The statutes of Ohio relating to the taxation of personal property were amended effective June 29, 1931, to the extent applicable here. The tax of $9,352.35 was determined pursuant to the provisions of sections 5385 and 5386 of the amended act. These sections require a manufacturer such as the petitioner to include in its personal property tax return the average value of its inventory of goods “ which, from time to time, he has had on hand during the year next previous to listing day annually, if he has been engaged in such manufacturing business so long, and if not, then during the time he has been so engaged.” The average value of the inventory is ascertained by dividing the value of the inventory at the close of each month by the number of months the manufacturer was engaged in business during the year. The remaining tax of $632.16 was paid pursuant to the provisions of section 5366 of the amended act, which provides that the term “ taxable property ” includes:
* * * tlie monthly average amount or value for the time the taxpayer held, or controlled them within the year preceding the date of listing, of all taxable property within that time invested in or converted into bonds or other securities not taxed, and of all other taxable property within that time invested in or converted into bonds or other securities not taxed, and of all other taxable property within that time converted into deposits, to the extent he may hold or control such bonds, securities or deposits on such day * * *.
*795Prior to the effective date of the amendatory statute, taxpayers of Ohio were required to.return personal property for taxation between the second Monday of April and the first Monday of May, annually. Excepting the inventories of manufacturers, ownership of the property as of the day preceding the first filing date was made the basis for listing the property. Secs. 5366, 5366-1, 5370 and 5385, Page’s Annotated Ohio General Code.

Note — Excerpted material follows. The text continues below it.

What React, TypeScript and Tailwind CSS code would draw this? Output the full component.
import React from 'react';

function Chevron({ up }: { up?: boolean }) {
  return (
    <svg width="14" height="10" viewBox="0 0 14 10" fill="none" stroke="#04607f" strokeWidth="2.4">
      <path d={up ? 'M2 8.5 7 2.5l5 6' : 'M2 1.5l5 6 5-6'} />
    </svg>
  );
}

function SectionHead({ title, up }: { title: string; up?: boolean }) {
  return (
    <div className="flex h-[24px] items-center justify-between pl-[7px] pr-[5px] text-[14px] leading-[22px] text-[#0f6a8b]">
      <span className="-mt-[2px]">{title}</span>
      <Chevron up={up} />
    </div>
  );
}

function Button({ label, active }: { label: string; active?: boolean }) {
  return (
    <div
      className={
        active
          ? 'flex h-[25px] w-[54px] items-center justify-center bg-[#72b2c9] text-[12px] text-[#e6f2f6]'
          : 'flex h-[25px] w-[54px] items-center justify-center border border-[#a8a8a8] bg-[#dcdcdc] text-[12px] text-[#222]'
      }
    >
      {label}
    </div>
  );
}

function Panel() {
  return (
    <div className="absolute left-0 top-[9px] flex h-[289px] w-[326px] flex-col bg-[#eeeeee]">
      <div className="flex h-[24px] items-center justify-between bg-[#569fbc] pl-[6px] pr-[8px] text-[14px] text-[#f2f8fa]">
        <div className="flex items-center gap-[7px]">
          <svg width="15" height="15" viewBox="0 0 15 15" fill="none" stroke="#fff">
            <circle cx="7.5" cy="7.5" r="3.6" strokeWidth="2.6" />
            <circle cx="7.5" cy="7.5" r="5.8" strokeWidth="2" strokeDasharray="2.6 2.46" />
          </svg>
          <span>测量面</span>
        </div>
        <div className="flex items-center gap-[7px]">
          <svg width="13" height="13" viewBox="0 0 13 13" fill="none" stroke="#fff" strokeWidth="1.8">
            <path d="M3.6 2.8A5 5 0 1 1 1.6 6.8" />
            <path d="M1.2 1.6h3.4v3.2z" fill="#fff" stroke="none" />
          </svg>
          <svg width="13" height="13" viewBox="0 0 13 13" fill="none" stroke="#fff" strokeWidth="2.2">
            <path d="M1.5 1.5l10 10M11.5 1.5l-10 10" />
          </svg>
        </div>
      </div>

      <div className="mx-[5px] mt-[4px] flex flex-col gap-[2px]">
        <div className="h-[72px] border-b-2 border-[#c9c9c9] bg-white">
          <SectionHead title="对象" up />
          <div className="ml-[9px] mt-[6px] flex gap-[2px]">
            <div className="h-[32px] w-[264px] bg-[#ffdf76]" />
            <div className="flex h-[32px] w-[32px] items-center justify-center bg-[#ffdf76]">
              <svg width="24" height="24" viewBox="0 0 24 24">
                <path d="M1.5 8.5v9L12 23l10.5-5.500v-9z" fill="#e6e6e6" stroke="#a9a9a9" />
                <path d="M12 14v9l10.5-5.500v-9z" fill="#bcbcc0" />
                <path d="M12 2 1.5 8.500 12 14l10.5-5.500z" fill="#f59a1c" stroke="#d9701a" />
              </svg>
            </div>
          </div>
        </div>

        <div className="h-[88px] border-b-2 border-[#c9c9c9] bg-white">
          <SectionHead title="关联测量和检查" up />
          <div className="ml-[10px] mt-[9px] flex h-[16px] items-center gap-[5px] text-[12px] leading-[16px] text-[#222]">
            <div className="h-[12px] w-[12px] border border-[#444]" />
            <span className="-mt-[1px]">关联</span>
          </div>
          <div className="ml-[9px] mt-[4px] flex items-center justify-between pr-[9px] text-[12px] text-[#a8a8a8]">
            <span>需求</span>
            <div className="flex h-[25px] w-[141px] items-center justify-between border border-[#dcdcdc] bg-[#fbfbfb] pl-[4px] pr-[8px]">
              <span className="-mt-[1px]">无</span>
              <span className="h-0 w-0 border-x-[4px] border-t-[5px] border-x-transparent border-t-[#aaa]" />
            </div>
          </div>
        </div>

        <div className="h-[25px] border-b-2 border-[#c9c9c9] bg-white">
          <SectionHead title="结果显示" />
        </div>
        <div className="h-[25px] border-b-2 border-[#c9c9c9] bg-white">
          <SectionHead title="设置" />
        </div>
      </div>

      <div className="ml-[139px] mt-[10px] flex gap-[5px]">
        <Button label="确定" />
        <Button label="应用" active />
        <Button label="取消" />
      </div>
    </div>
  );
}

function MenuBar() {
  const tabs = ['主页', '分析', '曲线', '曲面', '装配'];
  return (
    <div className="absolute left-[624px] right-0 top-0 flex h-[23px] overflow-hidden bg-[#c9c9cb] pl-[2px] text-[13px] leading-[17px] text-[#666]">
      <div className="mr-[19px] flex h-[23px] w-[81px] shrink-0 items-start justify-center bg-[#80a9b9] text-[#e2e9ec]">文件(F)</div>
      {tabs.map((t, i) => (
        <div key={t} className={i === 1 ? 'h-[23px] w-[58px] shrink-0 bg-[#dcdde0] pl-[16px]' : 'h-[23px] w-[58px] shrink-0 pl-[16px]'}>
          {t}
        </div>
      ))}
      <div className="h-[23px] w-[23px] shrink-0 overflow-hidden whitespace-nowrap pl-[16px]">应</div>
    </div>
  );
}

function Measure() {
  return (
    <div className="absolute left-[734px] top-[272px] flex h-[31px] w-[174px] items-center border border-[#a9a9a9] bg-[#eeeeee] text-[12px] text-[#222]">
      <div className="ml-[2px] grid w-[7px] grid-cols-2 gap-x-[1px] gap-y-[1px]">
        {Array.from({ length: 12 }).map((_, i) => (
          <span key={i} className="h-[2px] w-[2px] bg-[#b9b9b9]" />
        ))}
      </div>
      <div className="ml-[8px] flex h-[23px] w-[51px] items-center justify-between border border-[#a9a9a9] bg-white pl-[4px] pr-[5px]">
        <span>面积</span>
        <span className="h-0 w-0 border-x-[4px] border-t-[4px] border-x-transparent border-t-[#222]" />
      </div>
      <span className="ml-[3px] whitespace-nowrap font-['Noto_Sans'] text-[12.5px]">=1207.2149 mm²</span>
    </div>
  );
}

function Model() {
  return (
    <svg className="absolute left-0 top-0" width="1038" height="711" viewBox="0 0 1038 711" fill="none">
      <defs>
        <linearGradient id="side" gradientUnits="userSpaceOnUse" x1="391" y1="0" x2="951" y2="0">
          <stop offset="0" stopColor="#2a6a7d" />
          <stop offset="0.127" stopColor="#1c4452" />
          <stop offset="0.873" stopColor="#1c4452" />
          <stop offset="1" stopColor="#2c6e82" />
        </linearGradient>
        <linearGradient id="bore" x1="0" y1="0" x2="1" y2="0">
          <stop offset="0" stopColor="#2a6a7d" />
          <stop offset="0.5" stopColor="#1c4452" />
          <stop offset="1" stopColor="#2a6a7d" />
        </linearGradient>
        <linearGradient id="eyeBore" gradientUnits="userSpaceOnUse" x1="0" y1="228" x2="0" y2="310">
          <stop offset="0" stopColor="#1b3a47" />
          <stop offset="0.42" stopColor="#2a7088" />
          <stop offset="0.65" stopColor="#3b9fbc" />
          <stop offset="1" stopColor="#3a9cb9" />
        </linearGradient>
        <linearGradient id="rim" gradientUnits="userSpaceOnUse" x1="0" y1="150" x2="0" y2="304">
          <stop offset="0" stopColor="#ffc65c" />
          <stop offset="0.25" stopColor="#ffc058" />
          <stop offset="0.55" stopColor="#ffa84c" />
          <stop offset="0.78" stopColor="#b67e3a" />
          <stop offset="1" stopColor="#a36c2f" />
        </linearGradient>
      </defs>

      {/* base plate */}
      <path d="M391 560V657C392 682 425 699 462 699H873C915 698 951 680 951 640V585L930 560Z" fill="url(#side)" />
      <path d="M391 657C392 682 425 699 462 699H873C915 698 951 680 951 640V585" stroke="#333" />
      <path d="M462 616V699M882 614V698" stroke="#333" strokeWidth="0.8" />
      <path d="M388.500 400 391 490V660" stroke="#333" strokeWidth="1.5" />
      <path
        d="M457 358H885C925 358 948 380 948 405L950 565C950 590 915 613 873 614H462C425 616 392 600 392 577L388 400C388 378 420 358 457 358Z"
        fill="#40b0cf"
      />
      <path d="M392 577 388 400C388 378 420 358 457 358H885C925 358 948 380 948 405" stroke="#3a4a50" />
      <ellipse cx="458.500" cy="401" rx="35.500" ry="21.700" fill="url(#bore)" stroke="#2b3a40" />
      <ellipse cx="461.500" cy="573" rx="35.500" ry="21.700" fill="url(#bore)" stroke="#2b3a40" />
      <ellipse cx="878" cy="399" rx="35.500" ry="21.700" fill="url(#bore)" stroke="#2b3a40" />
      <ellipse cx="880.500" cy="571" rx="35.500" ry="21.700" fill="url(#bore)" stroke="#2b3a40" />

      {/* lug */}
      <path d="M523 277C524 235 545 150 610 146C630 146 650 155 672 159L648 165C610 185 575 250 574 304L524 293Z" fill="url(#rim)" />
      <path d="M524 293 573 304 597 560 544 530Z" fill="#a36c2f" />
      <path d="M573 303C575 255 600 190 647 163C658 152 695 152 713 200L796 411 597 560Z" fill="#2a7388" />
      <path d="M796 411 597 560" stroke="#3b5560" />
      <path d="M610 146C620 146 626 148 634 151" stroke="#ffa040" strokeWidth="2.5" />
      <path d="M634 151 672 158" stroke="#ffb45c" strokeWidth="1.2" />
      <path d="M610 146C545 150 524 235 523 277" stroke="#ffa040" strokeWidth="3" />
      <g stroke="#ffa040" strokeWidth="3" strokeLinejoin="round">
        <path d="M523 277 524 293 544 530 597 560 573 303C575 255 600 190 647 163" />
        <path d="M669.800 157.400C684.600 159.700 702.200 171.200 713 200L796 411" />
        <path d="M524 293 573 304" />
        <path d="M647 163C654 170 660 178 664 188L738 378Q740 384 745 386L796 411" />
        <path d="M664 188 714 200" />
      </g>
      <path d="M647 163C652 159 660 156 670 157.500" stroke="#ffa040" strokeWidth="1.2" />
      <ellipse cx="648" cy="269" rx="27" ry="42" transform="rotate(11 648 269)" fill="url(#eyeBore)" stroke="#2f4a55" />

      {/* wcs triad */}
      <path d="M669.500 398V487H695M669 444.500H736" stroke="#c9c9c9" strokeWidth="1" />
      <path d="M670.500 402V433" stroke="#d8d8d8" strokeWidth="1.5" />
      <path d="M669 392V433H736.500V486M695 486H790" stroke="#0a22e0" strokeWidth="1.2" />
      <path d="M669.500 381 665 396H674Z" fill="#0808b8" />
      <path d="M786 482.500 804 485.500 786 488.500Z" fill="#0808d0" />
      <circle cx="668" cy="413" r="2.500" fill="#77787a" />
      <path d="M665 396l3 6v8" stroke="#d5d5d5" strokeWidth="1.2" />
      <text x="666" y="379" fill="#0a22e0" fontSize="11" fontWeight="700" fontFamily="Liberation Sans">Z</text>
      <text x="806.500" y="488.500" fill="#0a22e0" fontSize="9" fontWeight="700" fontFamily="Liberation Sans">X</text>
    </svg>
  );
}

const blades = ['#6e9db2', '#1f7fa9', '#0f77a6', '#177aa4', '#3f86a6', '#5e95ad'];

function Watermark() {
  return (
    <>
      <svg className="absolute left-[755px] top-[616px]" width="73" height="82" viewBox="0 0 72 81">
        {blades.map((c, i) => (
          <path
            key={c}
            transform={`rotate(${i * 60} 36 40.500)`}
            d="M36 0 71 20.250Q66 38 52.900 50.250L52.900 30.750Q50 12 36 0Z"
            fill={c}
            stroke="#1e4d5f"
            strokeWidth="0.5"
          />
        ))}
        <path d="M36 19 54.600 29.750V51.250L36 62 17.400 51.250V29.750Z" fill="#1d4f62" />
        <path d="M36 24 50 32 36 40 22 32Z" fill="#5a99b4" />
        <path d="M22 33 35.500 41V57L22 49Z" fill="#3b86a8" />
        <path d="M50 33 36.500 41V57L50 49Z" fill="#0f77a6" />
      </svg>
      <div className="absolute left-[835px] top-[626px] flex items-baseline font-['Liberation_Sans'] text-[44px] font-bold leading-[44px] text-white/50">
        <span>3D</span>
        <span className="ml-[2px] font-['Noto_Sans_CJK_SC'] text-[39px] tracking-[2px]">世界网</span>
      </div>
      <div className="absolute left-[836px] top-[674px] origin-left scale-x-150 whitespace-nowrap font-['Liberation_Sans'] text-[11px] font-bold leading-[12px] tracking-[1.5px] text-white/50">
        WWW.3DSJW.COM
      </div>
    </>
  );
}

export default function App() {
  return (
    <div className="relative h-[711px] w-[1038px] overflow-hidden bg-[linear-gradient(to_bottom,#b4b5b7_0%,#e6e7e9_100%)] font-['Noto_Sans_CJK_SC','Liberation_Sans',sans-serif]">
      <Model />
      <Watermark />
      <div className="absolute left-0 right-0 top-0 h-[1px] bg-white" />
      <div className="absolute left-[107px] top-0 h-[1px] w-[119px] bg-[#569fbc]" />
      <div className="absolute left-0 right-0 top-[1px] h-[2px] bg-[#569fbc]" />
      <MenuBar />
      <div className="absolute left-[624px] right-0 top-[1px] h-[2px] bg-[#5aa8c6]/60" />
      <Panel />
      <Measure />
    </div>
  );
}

These provisions of the statute were construed by the Commissioner as permitting an accrual of personal property taxes for Federal income tax deduction purposes as of the day preceding the second Monday of April. G. C. M. 8218, C. B. IX-2, 106.

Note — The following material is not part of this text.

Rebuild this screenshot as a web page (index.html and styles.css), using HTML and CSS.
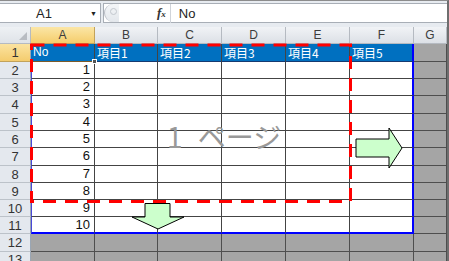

The new act altered both the basis and time of filing returns. Section 5368 provides, among other things not important here, that “ Excepting as otherwise provided in this chapter all taxable property shall be listed with respect to ownership or control, valuation and taxing districts as of the beginning of the first day of January, annually * * One half of the tax is payable at the time the return is filed and the balance on September 20. Secs. 2656 and 5671-1. All personal property subject to taxation may be seized and sold for taxes and personal property taxes become a lien on real property of the taxpayer charged therewith on December 1. Secs. 5671 and 5694. Another section provides that excepting property of public utilities “ the assessment of all such personal property * * * so made in the year 1931, are hereby cancelled and annulled; * * *” and that “ The first assessment of taxable property of the kinds and classes mentioned in this act shall take place in the year 1932 at the times and in the manner provided in this act.” Sec. 5403-2.

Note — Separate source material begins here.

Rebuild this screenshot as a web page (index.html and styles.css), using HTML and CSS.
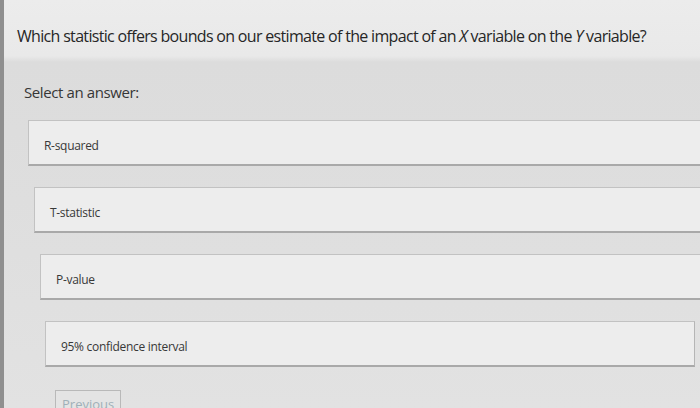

As we interpret the state statute, section 5403-2 thereof operated to relieve the petitioner of tax on the property in question for 1931. This construction of the provision is supported by a photostatic copy of a tax receipt made a part of the stipulation of facts, which is headed:
Butler County
1932 — CONCLUDING PAYMENT TAX RECEIPT — 1932
Classified and General Personal Property Tax
See also I. T. 2632, C. B. XI-2, 74, quoting a letter from the tax commission of Ohio, to the effect that property such as that involved here will not be taxed for 1931. Having been relieved of all liability for tax on the property for 1931, there was no liability to accrue for that year for Federal income tax deduction purposes.
We do not think the result should be different because the statute bases the tax, in part, upon ownership in the preceding year. While *796the inventory tax is based upon values of property on hand at the close of each month in the preceding year, .the necessity for listing the property for taxation is conditioned upon a duty to file a return for personal property used in business. Had the petitioner discontinued business prior to the close of 1931, it would not have been required to file a return in 1982 based upon its inventory for 1931. Opinions of the Attorney General of Ohio, 1920, vol. 1, p. 632.
The tax on property invested in or converted into nontaxable bonds or other securities is limited to the value thereof held or controlled on the return date. If the petitioner prior to the close of 1931 had sold the nontaxable property on account of which the tax of $632.16 was paid, it would not have been under any duty to list such property with the state in 1932 for tax purposes.
In our opinion the taxes in question did not constitute liabilities of the petitioner at any time within 1931, and the respondent committed no error in refusing to permit the deduction of the amounts in question as taxes accrued within the taxable year.
Decision will be entered for the respondent.